There are two ways a member can qualify as retired for super purposes. The first way involves a member reaching their preservation age, having a paying job that has ended (or more technically “an arrangement under which the member was gainfully employed has come to an end”), and the trustee is satisfied that the member intends never to become gainfully employed again for at least 10 hours per week in the future.

Alternatively, if a member has reached 60, retirement can also occur if the member ends a gainful employment arrangement after turning 60. A member’s future work intentions are irrelevant. It simply provides that retirement can also occur if the member ends a gainful employment arrangement after turning 60.

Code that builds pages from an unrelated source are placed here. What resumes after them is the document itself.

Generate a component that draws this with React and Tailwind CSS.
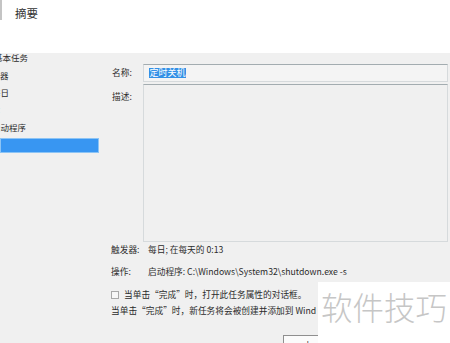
const navItems = [
  { text: '创建基本任务', indent: '-ml-[23px]' },
  { text: '触发器', indent: '-ml-[17px]' },
  { text: '每日', indent: '-ml-[8px]' },
  { text: '操作', indent: '-ml-[17px]' },
  { text: '启动程序', indent: '-ml-[8px]' },
];

function Field({ children, className = '' }) {
  return (
    <div className={`border border-[#d6dadc] border-t-[#a3acb0] ${className}`}>
      {children}
    </div>
  );
}

export default function App() {
  return (
    <div
      className="relative w-[450px] h-[343px] overflow-hidden bg-[#f0f0f0] text-[#2b2b2b]"
      style={{ fontFamily: '"Noto Sans CJK SC", "Noto Sans", sans-serif' }}
    >
      <div className="h-[53px] bg-white flex items-start">
        <div className="w-[2px] h-[20px] bg-[#c4c4c4]" />
        <p className="ml-[13px] mt-[6px] text-[11.5px] leading-[14px] text-[#333]">摘要</p>
      </div>

      <div className="flex">
        <div className="w-[100px] shrink-0 -mt-[4px] overflow-hidden text-[8.5px]">
          {navItems.map((item) => (
            <div key={item.text} className="h-[17.5px] flex items-center whitespace-nowrap">
              <span className={item.indent}>{item.text}</span>
            </div>
          ))}
          <div className="h-[17.5px] flex items-center">
            <div className="w-[99px] h-[15px] bg-[#3896f2] border border-[#8cc4f5]" />
          </div>
        </div>

        <div className="flex-1 pt-[11px] text-[8.7px]">
          <div className="flex items-center h-[18px]">
            <span className="w-[43px] shrink-0 pl-[12px] whitespace-nowrap">名称:</span>
            <Field className="flex-1 mr-[2px] h-[18px] flex items-center pl-[5px] bg-[#f4f4f4]">
              <span className="bg-[#3390e6] text-white text-[9px] leading-[10px] px-[0.5px]">定时关机</span>
            </Field>
          </div>

          <div className="flex mt-[2px]">
            <span className="w-[43px] shrink-0 pl-[12px] pt-[6px] whitespace-nowrap">描述:</span>
            <Field className="flex-1 mr-[2px] h-[158px] bg-[#f0f0f0]" />
          </div>

          <div className="flex items-center h-[16px]">
            <span className="w-[48px] shrink-0 pl-[11px] whitespace-nowrap">触发器:</span>
            <span className="whitespace-nowrap">每日; 在每天的 0:13</span>
          </div>
          <div className="flex items-center h-[16px] mt-[6px]">
            <span className="w-[48px] shrink-0 pl-[11px] whitespace-nowrap">操作:</span>
            <span className="whitespace-nowrap">启动程序: C:\Windows\System32\shutdown.exe -s</span>
          </div>

          <div className="flex items-center h-[16px] mt-[7px] pl-[11px]">
            <span className="w-[8px] h-[8px] shrink-0 border border-[#a9a9a9] bg-[#f7f7f7]" />
            <span className="ml-[5px] whitespace-nowrap">当单击“完成”时，打开此任务属性的对话框。</span>
          </div>
          <div className="w-[216px] h-[16px] pl-[11px] flex items-center overflow-hidden whitespace-nowrap">
            当单击“完成”时，新任务将会被创建并添加到 Windows 计划中。
          </div>

          <div className="mt-[16px] ml-[183px] w-[35px] h-[22px] border border-[#8f8f8f] border-r-0 bg-[#fbfbfb] flex items-center pl-[13px] overflow-hidden whitespace-nowrap">
            &lt; 上
          </div>
        </div>
      </div>

      <div className="absolute left-[318px] top-[282px] w-[132px] h-[61px] bg-white pl-[3px] pt-[9px]">
        <span className="text-[31.5px] leading-none font-light text-[#c6c6c6] whitespace-nowrap">软件技巧</span>
      </div>
    </div>
  );
}
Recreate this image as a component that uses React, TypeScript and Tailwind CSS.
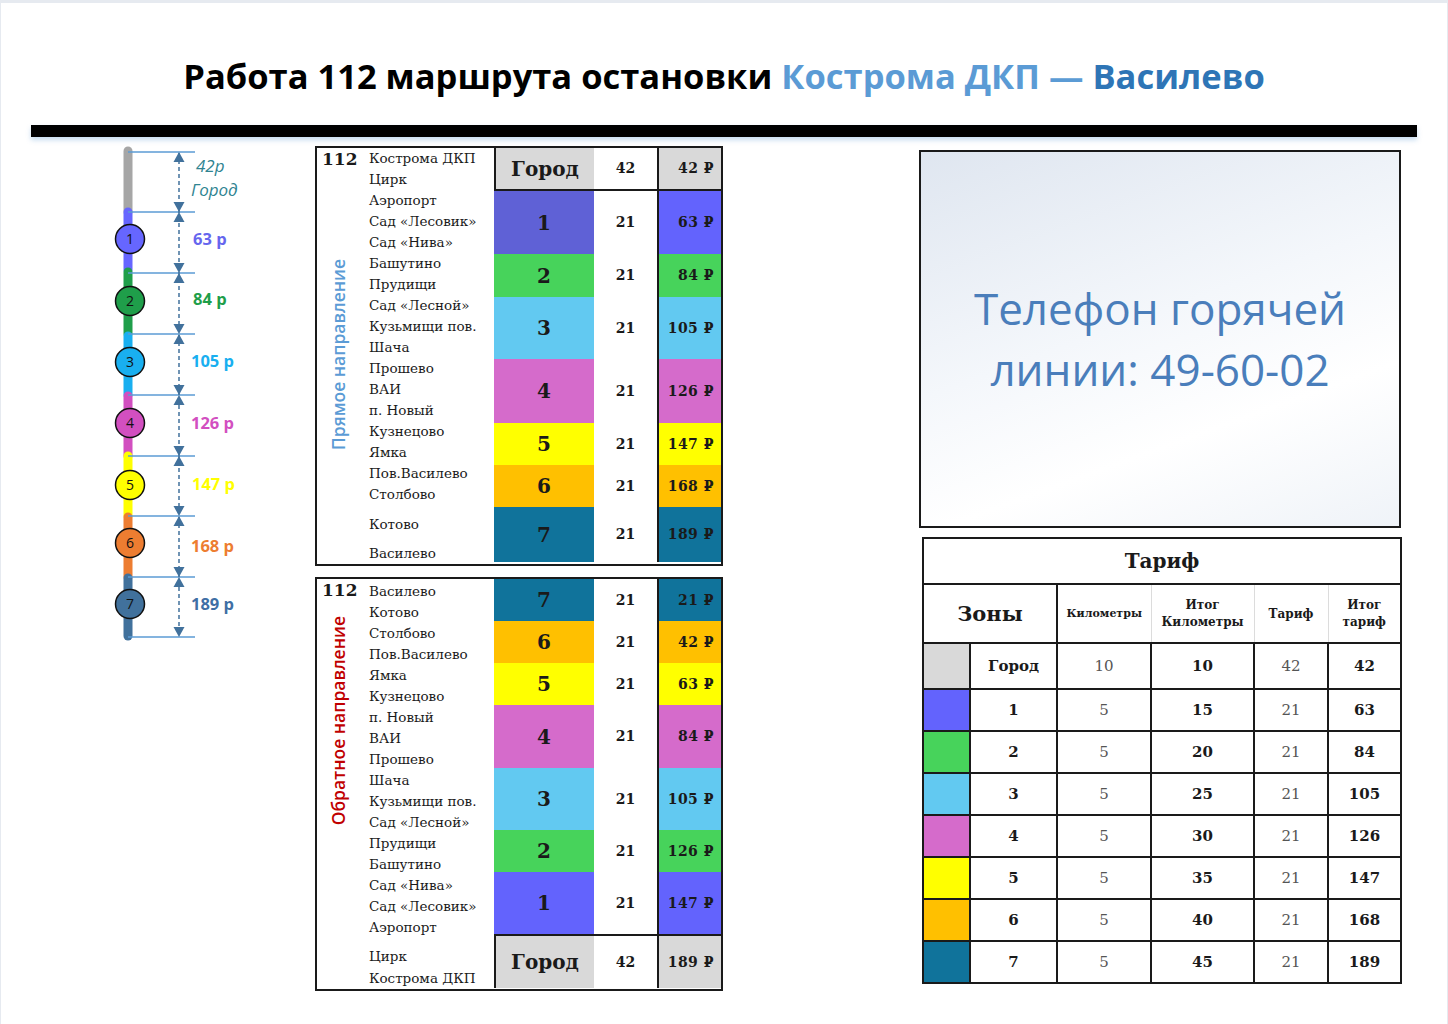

Regardless of which way a member satisfies the retirement definition, it is critical that the member has been gainfully employed. You can’t retire if you have never been gainfully employed. For super purposes, gainfully employed means “employed or self-employed for gain or reward in any business, trade, profession, vocation, calling, occupation or employment”. In the context of the retirement definitions, gainful employment is often described as having “a paid job” but obviously it extends more broadly to include some arrangements where the member is self-employed or is receiving monetary rewards other than a conventional salary.

But what about members who carry on a business via a structure such as a family trust? Arrangements are often kept informal and as a result, a member may struggle to demonstrate they are gainfully employed. Is a member gainfully employed if they work in the business but only receive a trust distribution? What if a member is on leave from work but doesn’t have a formal employment contract to substantiate the employment arrangement in place? And has a member actually ceased an arrangement under which they are gainfully employed if they stop getting paid but keep helping out?

To ensure a member has genuinely retired for super purposes (and has not illegally accessed their benefits), it will be critical to ensure they were actually gainfully employed and genuinely ceased that arrangement.